By 1992, the corporate gift business was turning over about £300,000 and the stores were doing around £600,000. A deal with British Rail changed all that. Mr Massey won a contract to supply rewards to the rail company’s entire workforce, and by the following year, 1993, the corporate business was turning over £2.3 million. Ten years later and CottrillsReward, as it became known, was the UK’s biggest player with around 500 corporate clients.

“It was wonderful. We were turning our stock 20 times per year and we were going out and picking off Garrard, Mappin & Webb, local jewellers all over the country,” Mr Massey describes.

It was the profitability of that business that allowed him to expand his luxury retail operation. He already had Cottrills in Bramhall store and opened a second branch in Macclesfield where he had the agency for Rolex and then Patek Philippe.

In 2006 he acquired the Wilmslow store, and was piling the company’s own money into a six month-long fit-out. There were no plans for further expansion before Wilmslow was up and running, but fate intervened again when Preston & Duckworth, one of the biggest regional jewellers headquartered in Preston, went into administration. Mr Massey swooped again and bought its Bolton store for one pound, plus 70p in the pound for the stock.

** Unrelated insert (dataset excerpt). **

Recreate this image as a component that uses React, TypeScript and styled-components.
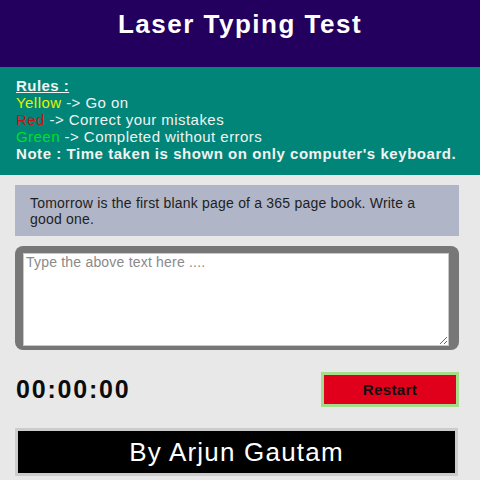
import React from "react";
import styled, { createGlobalStyle } from "styled-components";

const Global = createGlobalStyle`
  html, body { margin: 0; padding: 0; background: #e8e8e8; }
  body { font-family: "Liberation Sans", Arial, sans-serif; }
  * { box-sizing: border-box; }
`;

const Page = styled.div`
  width: 480px;
  min-height: 480px;
  background: #e8e8e8;
`;

const Header = styled.header`
  height: 67px;
  background: #23005e;
  padding-top: 9px;
`;

const Title = styled.h1`
  margin: 0;
  text-align: center;
  color: #ffffff;
  font-size: 26px;
  line-height: 30px;
  letter-spacing: 1.5px;
  font-weight: 700;
`;

const Rules = styled.section`
  height: 108px;
  background: #008578;
  padding: 10px 16px 0;
  color: #f2f2f2;
  font-size: 15px;
  line-height: 17px;
  letter-spacing: 0.45px;
`;

const RuleLine = styled.div<{ $bold?: boolean }>`
  font-weight: ${(p) => (p.$bold ? 700 : 400)};
  letter-spacing: ${(p) => (p.$bold ? "0.55px" : "0.45px")};
  white-space: nowrap;
`;

const RulesHead = styled.span`
  font-weight: 700;
  text-decoration: underline;
`;

const Tag = styled.span<{ $c: string }>`
  color: ${(p) => p.$c};
`;

const Main = styled.main`
  padding: 10px 21px 4px 15px;
  display: flex;
  flex-direction: column;
`;

const Quote = styled.div`
  background: #b0b5c7;
  color: #1e1e1e;
  font-size: 14px;
  line-height: 16px;
  letter-spacing: 0.2px;
  padding: 10px 24px 10px 15px;
  height: 51px;
`;

const InputFrame = styled.div`
  margin-top: 10px;
  background: #777777;
  border-radius: 8px;
  padding: 7px 10px 4px 8px;
  height: 104px;
  display: flex;
`;

const Input = styled.textarea`
  flex: 1;
  border: 1px solid #c8c8c8;
  background: #ffffff;
  font-family: "Liberation Sans", Arial, sans-serif;
  font-size: 14px;
  letter-spacing: 0.2px;
  padding: 0 2px;
  resize: both;
  outline: none;
  &::placeholder { color: #8a8a8a; }
`;

const Controls = styled.div`
  margin-top: 22px;
  display: flex;
  align-items: center;
  justify-content: space-between;
`;

const Timer = styled.div`
  font-size: 25px;
  font-weight: 700;
  letter-spacing: 1.8px;
  color: #0c0c0c;
  padding-left: 1px;
`;

const RestartButton = styled.button`
  width: 138px;
  height: 35px;
  background: #e0001b;
  border: 3px solid #a4de8a;
  color: #111;
  font-family: "Liberation Sans", Arial, sans-serif;
  font-weight: 700;
  font-size: 15px;
  letter-spacing: 0.4px;
  cursor: pointer;
`;

const Footer = styled.footer`
  margin-top: 21px;
  width: 443px;
  height: 48px;
  background: #000;
  border: 3px solid #cccccc;
  color: #fff;
  font-size: 26px;
  letter-spacing: 1.2px;
  display: flex;
  align-items: center;
  justify-content: center;
`;

export default function App() {
  return (
    <Page>
      <Global />
      <Header>
        <Title>Laser Typing Test</Title>
      </Header>
      <Rules>
        <RuleLine>
          <RulesHead>Rules :</RulesHead>
        </RuleLine>
        <RuleLine>
          <Tag $c="#e4f000">Yellow</Tag> -&gt; Go on
        </RuleLine>
        <RuleLine>
          <Tag $c="#c81414">Red</Tag> -&gt; Correct your mistakes
        </RuleLine>
        <RuleLine>
          <Tag $c="#00e020">Green</Tag> -&gt; Completed without errors
        </RuleLine>
        <RuleLine $bold>Note : Time taken is shown on only computer's keyboard.</RuleLine>
      </Rules>
      <Main>
        <Quote>Tomorrow is the first blank page of a 365 page book. Write a good one.</Quote>
        <InputFrame>
          <Input placeholder="Type the above text here ...." />
        </InputFrame>
        <Controls>
          <Timer>00:00:00</Timer>
          <RestartButton>Restart</RestartButton>
        </Controls>
        <Footer>By Arjun Gautam</Footer>
      </Main>
    </Page>
  );
}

This turned out to be the high water mark in terms of growing the number of stores in the North West. Wilmslow and Bolton were soon open and trading well, but a major robbery at the Bramhall store — the third time it had been raided — prompted Mr Massey to close that shop. He also closed the family’s Macclesfield shop because it was so close to Wilmslow so two stores were fighting for the same customers.

That left Cottrills in Wilmslow and Prestons of Bolton, but Mr Massey decided that the Prestons name was stronger than Cottrills, so he re-branded Wilmslow to Prestons as well. Prestons of Bolton eventually closed in 2015 after trading continuously for 150 years.

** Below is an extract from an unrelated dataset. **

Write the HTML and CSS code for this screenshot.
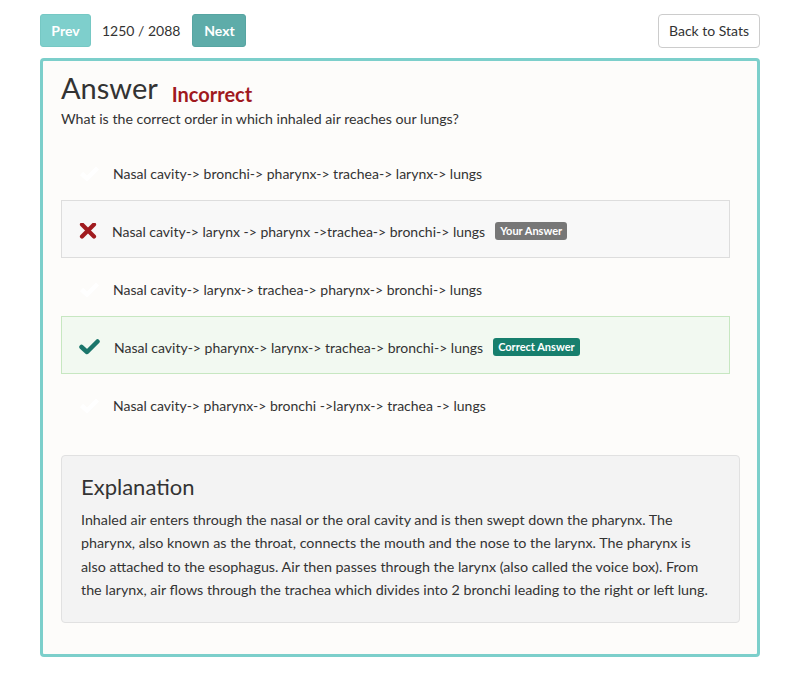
FILE: index.html
```html
<!DOCTYPE html>
<html lang="en">
<head>
<meta charset="utf-8">
<title>Answer</title>
<link rel="stylesheet" href="styles.css">
</head>
<body>
<div class="page">
  <div class="topbar">
    <div class="nav">
      <button class="btn btn-prev">Prev</button>
      <span class="counter">1250 / 2088</span>
      <button class="btn btn-next">Next</button>
    </div>
    <button class="btn-back">Back to Stats</button>
  </div>

  <div class="card">
    <div class="title-row">
      <h1 class="title">Answer</h1>
      <span class="verdict">Incorrect</span>
    </div>
    <p class="question">What is the correct order in which inhaled air reaches our lungs?</p>

    <ul class="options">
      <li class="option">
        <span class="icon"><svg width="21" height="16" viewBox="0 0 21 16"><polyline points="2.5,8.5 8,13.5 18.5,3" fill="none" stroke="#ffffff" stroke-width="4.5" stroke-linejoin="miter"/></svg></span>
        <span class="opt-text">Nasal cavity-&gt; bronchi-&gt; pharynx-&gt; trachea-&gt; larynx-&gt; lungs</span>
      </li>
      <li class="option option-wrong">
        <span class="icon"><svg width="21" height="16" viewBox="0 0 21 16"><path d="M3 1.5 L15 13.5 M15 1.5 L3 13.5" fill="none" stroke="#a11b1f" stroke-width="4.2" stroke-linecap="round"/></svg></span>
        <span class="opt-text">Nasal cavity-&gt; larynx -&gt; pharynx -&gt;trachea-&gt; bronchi-&gt; lungs</span>
        <span class="badge badge-yours">Your Answer</span>
      </li>
      <li class="option">
        <span class="icon"><svg width="21" height="16" viewBox="0 0 21 16"><polyline points="2.5,8.5 8,13.5 18.5,3" fill="none" stroke="#ffffff" stroke-width="4.5"/></svg></span>
        <span class="opt-text">Nasal cavity-&gt; larynx-&gt; trachea-&gt; pharynx-&gt; bronchi-&gt; lungs</span>
      </li>
      <li class="option option-right">
        <span class="icon"><svg width="21" height="16" viewBox="0 0 21 16"><polyline points="2.5,8 8,13 18.5,2.5" fill="none" stroke="#1b766b" stroke-width="4.5" stroke-linecap="round" stroke-linejoin="round"/></svg></span>
        <span class="opt-text">Nasal cavity-&gt; pharynx-&gt; larynx-&gt; trachea-&gt; bronchi-&gt; lungs</span>
        <span class="badge badge-correct">Correct Answer</span>
      </li>
      <li class="option">
        <span class="icon"><svg width="21" height="16" viewBox="0 0 21 16"><polyline points="2.5,8.5 8,13.5 18.5,3" fill="none" stroke="#ffffff" stroke-width="4.5"/></svg></span>
        <span class="opt-text">Nasal cavity-&gt; pharynx-&gt; bronchi -&gt;larynx-&gt; trachea -&gt; lungs</span>
      </li>
    </ul>

    <div class="explanation">
      <h2 class="exp-title">Explanation</h2>
      <p class="exp-text">Inhaled air enters through the nasal or the oral cavity and is then swept down the pharynx. The<br>pharynx, also known as the throat, connects the mouth and the nose to the larynx. The pharynx is<br>also attached to the esophagus. Air then passes through the larynx (also called the voice box). From<br>the larynx, air flows through the trachea which divides into 2 bronchi leading to the right or left lung.</p>
    </div>
  </div>
</div>
</body>
</html>
```

FILE: styles.css
```css
* { box-sizing: border-box; }

body {
  margin: 0;
  background: #ffffff;
  font-family: Lato, "Open Sans", "Liberation Sans", sans-serif;
  color: #333333;
}

.page {
  padding: 14px 40px 0 40px;
}

.topbar {
  display: flex;
  justify-content: space-between;
  align-items: center;
  height: 33px;
}

.nav {
  display: flex;
  align-items: center;
}

.btn {
  height: 33px;
  border: 1px solid transparent;
  border-radius: 3px;
  color: #ffffff;
  font-family: inherit;
  font-weight: 700;
  font-size: 14px;
  padding: 0;
  cursor: pointer;
}

.btn-prev {
  width: 51px;
  background: #7ecfcc;
  border-color: #76c8c4;
}

.btn-next {
  width: 54px;
  background: #5eaca9;
  border-color: #57a5a2;
}

.counter {
  font-size: 14px;
  color: #333333;
  margin: 0 12px 0 11px;
}

.btn-back {
  height: 34px;
  width: 102px;
  background: #ffffff;
  border: 1px solid #cccccc;
  border-radius: 4px;
  font-family: inherit;
  font-size: 14px;
  color: #333333;
  padding: 0;
}

.card {
  margin-top: 11px;
  width: 720px;
  border: 3px solid #7ccfcb;
  border-radius: 4px;
  background: #fdfcfa;
  padding: 10px 27px 31px 18px;
}

.title-row {
  display: flex;
  align-items: baseline;
}

.title {
  margin: 0;
  font-size: 29px;
  font-weight: 400;
  line-height: 34px;
  color: #333333;
}

.verdict {
  margin-left: 14px;
  font-size: 20px;
  font-weight: 700;
  color: #a0191e;
  position: relative;
  top: 3px;
}

.question {
  margin: 4px 0 0 0;
  font-size: 14.2px;
  line-height: 20px;
}

.options {
  list-style: none;
  margin: 13px 0 0 0;
  padding: 0;
}

.option {
  display: flex;
  align-items: center;
  height: 58px;
  padding: 4px 0 0 17px;
  border: 1px solid transparent;
  font-size: 14px;
}

.option-wrong {
  background: #f8f8f8;
  border-color: #dddddd;
}

.option-right {
  background: #f2f9f1;
  border-color: #c7e7c1;
}

.icon {
  width: 21px;
  height: 16px;
  display: flex;
  margin-right: 13px;
}

.option-wrong .icon { margin-right: 12px; }
.option-right .icon { margin-right: 14px; }

.opt-text {
  color: #333333;
}

.badge {
  margin-left: 10px;
  height: 18px;
  padding: 0 5px;
  border-radius: 3px;
  color: #ffffff;
  font-size: 11px;
  font-weight: 700;
  line-height: 18px;
}

.badge-yours { background: #777777; }
.badge-correct { background: #177f6d; }

.explanation {
  margin: 23px -10px 0 0;
  background: #f3f3f3;
  border: 1px solid #e1e1e1;
  border-radius: 4px;
  padding: 17px 19px 21px 19px;
}

.exp-title {
  margin: 0;
  font-size: 22px;
  font-weight: 400;
  line-height: 28px;
  color: #333333;
}

.exp-text {
  margin: 7px 0 0 0;
  font-size: 14.3px;
  line-height: 23.3px;
  color: #333333;
}
```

Expanding the empire in Cheshire may have ended, but the two stores in Wilmslow and Bolton had given Mr Massey considerable success with Rolex and Patek Philippe, which led to an opportunity in 2012 to open a Rolex boutique in Leeds and a few years later, in 2015, to open with Rolex and Patek Philippe in Guildford, Surrey.

Along the way, the group has acquired two Pandora franchised boutiques, and opened a mid-market multi-brand jeweller called Daisy Mai opposite Prestons in Wilmslow.

But Rolex and Patek Philippe are where the group’s passions (and profits) lie, with three boutiques in Wilmslow, Leeds and Guildford driving the business.